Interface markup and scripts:
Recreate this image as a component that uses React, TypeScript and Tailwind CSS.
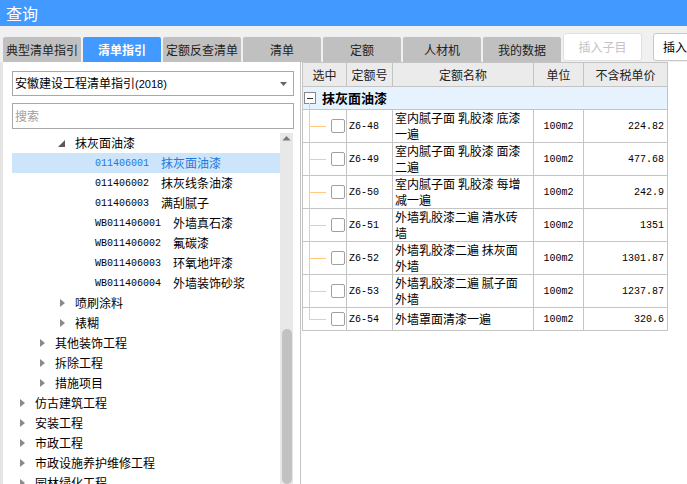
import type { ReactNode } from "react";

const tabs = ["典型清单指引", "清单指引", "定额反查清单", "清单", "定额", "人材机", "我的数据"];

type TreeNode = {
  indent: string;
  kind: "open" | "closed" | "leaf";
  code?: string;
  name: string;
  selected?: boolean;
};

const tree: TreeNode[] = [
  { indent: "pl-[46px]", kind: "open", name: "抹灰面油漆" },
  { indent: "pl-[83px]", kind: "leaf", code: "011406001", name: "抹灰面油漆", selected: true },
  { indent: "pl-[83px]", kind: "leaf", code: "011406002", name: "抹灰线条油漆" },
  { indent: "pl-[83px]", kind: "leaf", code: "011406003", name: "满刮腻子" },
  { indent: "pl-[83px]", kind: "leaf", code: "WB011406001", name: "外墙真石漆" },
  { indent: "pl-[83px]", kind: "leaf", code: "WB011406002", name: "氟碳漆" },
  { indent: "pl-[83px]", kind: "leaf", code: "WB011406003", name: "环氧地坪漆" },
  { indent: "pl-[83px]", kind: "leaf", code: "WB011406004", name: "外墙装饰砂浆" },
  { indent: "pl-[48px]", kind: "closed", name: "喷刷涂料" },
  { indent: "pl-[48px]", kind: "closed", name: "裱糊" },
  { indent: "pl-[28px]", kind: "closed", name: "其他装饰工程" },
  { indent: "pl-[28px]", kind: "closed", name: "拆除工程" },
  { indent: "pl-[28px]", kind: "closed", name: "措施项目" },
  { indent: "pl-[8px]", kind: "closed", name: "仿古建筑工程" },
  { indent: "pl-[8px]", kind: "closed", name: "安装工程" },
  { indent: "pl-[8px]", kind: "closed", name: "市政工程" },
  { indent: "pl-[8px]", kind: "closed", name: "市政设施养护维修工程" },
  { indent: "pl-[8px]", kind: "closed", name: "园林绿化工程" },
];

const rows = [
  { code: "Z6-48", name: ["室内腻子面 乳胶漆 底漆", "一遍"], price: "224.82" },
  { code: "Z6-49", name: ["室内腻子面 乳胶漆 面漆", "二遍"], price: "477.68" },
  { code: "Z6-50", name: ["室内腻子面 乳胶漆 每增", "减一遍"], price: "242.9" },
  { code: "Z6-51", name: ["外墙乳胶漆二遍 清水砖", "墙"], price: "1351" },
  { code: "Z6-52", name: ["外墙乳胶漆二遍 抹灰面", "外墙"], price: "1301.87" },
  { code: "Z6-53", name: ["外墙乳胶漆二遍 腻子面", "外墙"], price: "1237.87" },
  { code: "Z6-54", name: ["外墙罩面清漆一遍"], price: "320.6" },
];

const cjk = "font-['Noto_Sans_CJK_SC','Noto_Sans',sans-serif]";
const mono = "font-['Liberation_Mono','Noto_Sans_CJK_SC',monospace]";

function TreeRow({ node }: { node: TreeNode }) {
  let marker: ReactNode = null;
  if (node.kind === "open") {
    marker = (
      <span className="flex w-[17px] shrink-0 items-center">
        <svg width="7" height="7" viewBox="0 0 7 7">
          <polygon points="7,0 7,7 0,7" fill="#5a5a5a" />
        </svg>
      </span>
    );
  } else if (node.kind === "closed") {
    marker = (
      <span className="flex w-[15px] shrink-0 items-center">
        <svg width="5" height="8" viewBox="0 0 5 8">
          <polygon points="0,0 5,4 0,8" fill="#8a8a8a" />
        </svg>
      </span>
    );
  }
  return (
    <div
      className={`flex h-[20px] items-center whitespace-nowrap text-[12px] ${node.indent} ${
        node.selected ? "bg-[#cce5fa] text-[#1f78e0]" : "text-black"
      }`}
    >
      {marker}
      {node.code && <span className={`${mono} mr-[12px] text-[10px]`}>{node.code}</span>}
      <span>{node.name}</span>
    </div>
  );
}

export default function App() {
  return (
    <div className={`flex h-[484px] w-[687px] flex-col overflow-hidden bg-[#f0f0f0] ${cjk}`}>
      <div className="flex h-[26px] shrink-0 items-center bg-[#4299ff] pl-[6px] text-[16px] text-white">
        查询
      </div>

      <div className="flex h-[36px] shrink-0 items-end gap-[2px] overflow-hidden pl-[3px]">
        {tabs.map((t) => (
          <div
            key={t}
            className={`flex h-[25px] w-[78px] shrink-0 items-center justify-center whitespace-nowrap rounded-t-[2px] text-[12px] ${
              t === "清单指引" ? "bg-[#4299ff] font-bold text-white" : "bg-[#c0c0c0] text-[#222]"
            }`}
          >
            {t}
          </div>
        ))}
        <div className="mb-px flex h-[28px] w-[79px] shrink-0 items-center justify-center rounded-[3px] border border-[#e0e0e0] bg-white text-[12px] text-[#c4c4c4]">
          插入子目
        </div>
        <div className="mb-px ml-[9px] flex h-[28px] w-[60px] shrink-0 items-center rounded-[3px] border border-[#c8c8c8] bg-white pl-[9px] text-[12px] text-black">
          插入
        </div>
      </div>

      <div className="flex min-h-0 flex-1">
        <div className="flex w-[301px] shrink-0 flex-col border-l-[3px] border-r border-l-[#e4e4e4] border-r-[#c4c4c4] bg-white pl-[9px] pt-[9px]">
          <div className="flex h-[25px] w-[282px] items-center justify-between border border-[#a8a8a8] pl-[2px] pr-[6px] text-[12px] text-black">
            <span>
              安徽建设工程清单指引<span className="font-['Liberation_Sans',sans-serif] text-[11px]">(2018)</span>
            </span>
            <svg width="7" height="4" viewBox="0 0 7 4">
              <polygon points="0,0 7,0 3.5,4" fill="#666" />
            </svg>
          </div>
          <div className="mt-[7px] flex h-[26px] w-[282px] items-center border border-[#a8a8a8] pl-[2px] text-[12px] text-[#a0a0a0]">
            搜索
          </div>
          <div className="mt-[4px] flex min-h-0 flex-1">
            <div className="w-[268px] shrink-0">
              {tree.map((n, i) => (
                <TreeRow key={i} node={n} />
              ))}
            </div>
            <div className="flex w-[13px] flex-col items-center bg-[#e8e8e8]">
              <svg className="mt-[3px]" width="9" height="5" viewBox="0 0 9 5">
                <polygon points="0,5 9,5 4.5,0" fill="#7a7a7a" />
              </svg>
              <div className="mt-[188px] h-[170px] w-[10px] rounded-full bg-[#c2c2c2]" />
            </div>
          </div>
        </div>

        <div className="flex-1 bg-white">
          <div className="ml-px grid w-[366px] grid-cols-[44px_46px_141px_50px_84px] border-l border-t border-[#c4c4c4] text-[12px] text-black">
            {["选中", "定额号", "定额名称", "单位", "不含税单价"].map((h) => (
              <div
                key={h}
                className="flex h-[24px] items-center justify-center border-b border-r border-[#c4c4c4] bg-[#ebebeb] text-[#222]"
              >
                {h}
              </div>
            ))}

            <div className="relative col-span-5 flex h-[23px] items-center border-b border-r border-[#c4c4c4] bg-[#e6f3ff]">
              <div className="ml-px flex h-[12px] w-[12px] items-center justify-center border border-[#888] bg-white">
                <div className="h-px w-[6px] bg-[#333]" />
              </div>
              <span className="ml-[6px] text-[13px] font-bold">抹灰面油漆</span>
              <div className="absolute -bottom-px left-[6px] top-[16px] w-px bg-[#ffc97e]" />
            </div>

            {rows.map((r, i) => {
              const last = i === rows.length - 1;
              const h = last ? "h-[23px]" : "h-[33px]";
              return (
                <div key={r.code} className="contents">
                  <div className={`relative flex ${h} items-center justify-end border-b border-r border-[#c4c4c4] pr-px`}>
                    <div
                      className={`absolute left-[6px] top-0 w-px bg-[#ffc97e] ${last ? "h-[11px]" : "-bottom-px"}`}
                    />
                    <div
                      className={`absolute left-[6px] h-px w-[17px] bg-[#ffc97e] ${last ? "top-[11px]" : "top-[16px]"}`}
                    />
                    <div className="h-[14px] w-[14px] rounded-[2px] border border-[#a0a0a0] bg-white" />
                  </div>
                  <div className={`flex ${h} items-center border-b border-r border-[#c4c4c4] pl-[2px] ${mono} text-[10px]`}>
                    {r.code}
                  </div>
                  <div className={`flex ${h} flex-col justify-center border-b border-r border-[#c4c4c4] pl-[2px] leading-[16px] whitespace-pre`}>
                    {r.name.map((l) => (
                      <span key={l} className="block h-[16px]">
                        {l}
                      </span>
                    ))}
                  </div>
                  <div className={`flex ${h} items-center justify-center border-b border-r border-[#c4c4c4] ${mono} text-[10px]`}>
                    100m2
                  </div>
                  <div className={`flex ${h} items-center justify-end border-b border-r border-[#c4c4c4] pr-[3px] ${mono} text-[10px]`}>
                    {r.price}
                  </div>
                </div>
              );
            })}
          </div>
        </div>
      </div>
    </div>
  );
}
* * *
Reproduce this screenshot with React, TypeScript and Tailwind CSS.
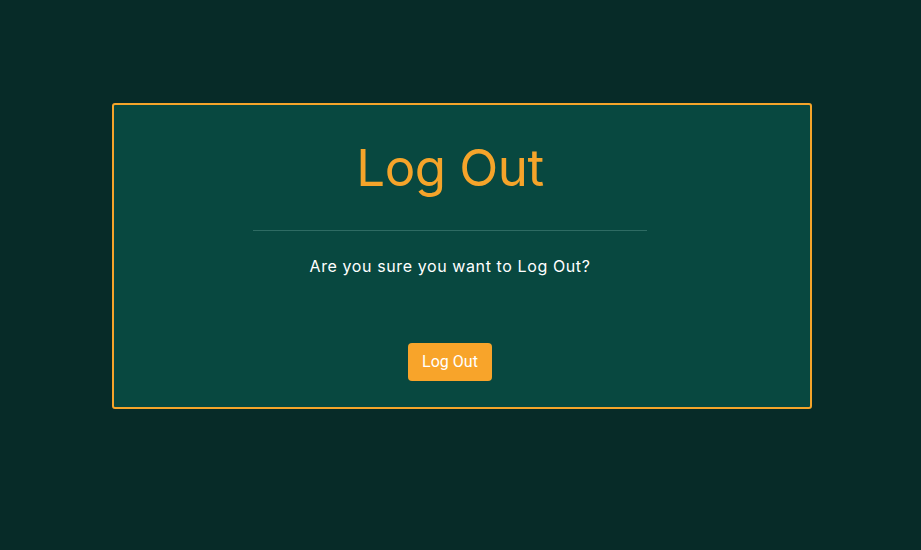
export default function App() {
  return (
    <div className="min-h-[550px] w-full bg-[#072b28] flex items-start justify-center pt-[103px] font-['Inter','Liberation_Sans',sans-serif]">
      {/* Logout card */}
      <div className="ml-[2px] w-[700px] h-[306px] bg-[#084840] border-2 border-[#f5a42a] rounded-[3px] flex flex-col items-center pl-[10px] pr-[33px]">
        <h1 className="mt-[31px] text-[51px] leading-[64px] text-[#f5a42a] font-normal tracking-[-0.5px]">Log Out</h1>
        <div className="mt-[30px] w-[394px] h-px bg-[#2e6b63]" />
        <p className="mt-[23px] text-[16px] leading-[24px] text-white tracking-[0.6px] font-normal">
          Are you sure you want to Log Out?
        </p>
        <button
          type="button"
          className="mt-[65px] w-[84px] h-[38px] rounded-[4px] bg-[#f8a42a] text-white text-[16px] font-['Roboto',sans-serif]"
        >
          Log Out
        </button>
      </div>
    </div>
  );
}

[Aim of the exercise]
Copy out each line of the data where the string "TypeScript" appears.

[Exercise result]
Recreate this image as a component that uses React, TypeScript and Tailwind CSS.
Reproduce this screenshot with React, TypeScript and Tailwind CSS.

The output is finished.